[Dataset excerpt]:

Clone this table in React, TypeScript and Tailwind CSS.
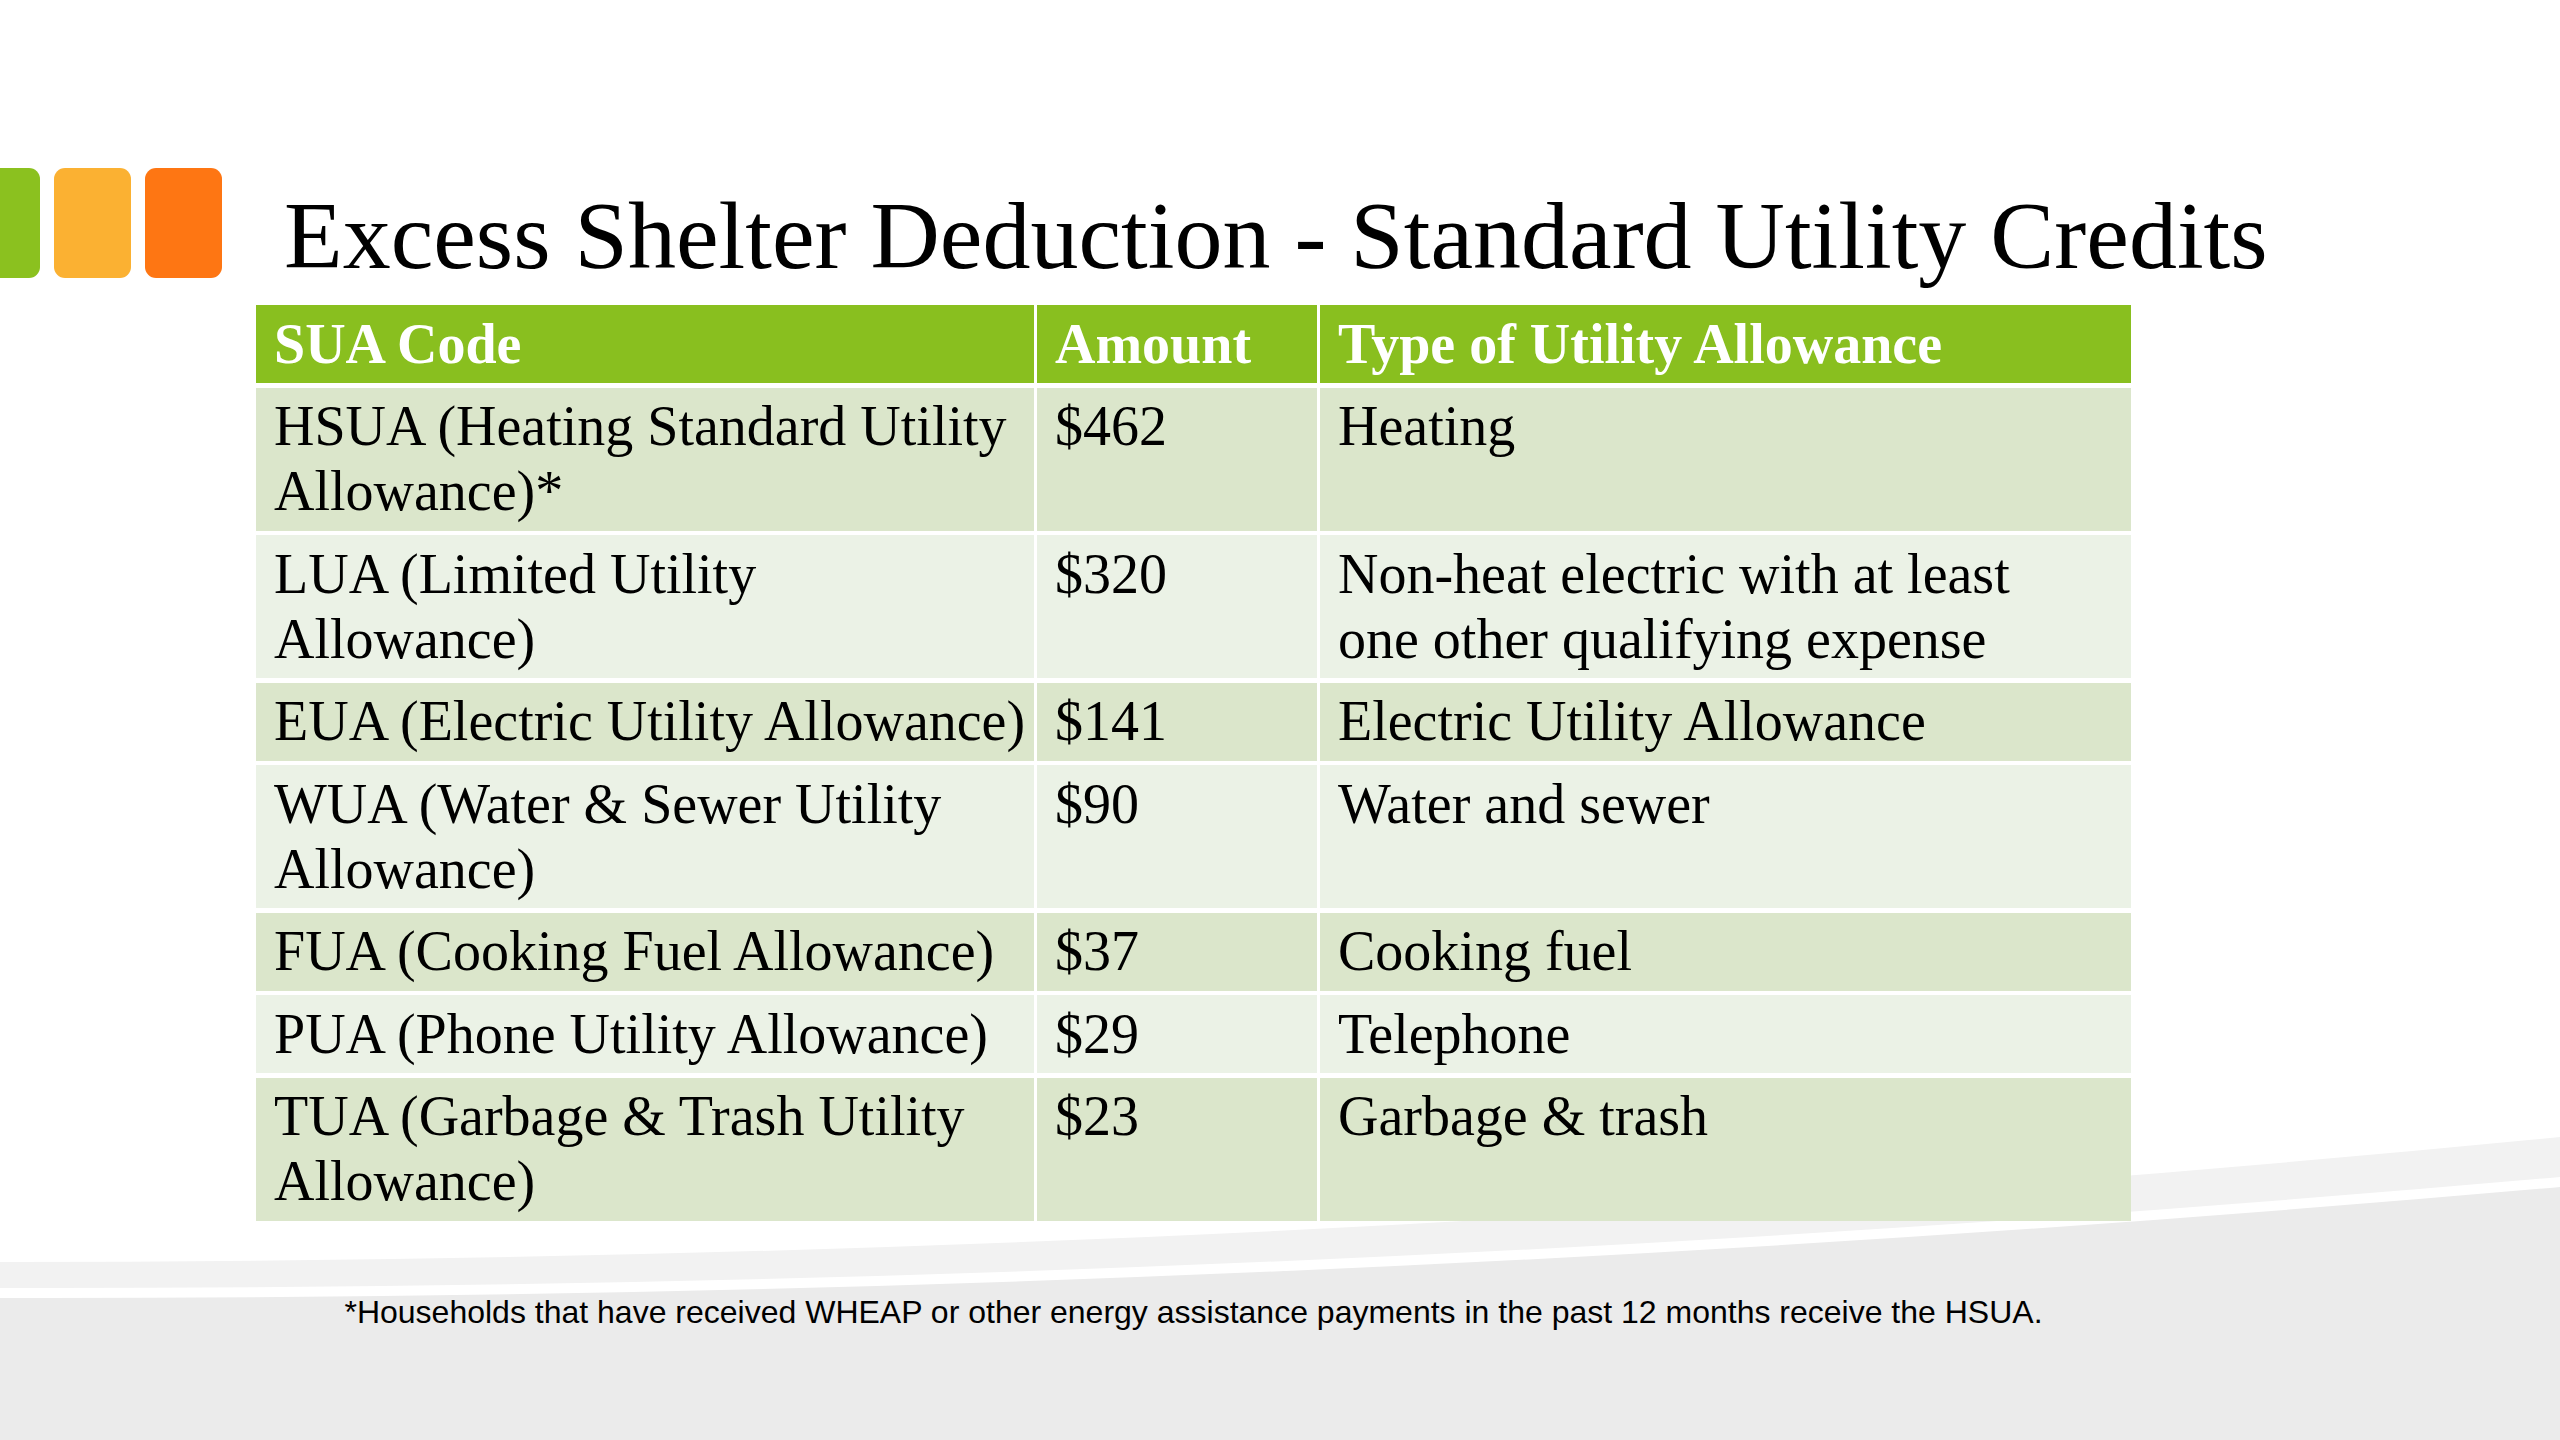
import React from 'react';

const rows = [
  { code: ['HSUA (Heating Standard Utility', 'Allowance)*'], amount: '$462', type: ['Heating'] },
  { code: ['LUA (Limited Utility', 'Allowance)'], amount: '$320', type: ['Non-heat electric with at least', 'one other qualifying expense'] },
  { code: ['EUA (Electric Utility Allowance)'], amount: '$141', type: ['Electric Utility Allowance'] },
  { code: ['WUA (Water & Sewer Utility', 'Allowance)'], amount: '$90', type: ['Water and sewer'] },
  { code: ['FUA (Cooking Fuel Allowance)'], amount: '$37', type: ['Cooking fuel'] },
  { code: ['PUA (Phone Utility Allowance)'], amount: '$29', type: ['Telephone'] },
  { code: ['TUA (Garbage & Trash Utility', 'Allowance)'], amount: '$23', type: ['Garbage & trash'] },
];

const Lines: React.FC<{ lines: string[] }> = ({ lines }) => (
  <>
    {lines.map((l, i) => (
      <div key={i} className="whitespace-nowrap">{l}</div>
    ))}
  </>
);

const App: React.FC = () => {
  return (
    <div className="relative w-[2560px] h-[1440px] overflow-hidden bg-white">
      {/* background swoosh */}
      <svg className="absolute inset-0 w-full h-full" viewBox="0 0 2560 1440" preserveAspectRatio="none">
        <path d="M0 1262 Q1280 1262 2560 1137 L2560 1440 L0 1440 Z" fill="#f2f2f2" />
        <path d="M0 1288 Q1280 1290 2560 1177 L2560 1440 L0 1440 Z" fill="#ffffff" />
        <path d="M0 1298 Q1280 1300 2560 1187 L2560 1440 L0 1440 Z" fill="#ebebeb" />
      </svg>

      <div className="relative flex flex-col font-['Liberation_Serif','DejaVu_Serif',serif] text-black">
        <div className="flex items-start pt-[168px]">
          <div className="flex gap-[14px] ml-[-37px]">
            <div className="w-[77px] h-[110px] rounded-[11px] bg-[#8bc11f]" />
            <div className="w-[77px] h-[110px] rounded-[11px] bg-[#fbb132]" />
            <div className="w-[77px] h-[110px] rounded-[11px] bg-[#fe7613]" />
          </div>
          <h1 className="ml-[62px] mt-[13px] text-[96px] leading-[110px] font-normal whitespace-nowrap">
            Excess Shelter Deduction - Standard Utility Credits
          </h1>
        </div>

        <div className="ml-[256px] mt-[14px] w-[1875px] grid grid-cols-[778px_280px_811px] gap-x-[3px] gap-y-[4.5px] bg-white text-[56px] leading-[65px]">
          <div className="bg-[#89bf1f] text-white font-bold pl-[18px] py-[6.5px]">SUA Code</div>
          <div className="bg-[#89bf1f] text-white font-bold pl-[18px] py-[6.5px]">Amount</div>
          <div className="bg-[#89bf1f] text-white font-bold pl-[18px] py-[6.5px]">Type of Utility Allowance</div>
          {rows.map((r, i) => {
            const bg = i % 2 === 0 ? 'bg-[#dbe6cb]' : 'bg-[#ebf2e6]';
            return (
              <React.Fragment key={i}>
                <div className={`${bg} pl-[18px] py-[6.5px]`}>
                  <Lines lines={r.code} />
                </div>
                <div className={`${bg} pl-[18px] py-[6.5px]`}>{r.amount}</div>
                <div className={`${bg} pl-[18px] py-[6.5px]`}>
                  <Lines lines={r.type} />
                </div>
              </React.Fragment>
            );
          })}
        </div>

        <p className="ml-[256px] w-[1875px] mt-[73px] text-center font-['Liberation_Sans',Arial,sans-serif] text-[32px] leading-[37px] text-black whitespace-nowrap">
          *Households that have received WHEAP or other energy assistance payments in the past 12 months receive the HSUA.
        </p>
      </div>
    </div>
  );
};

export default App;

[Short exercise]: What is the number of lines that hold the string "React"? Give it alone.

[Task answer]: 6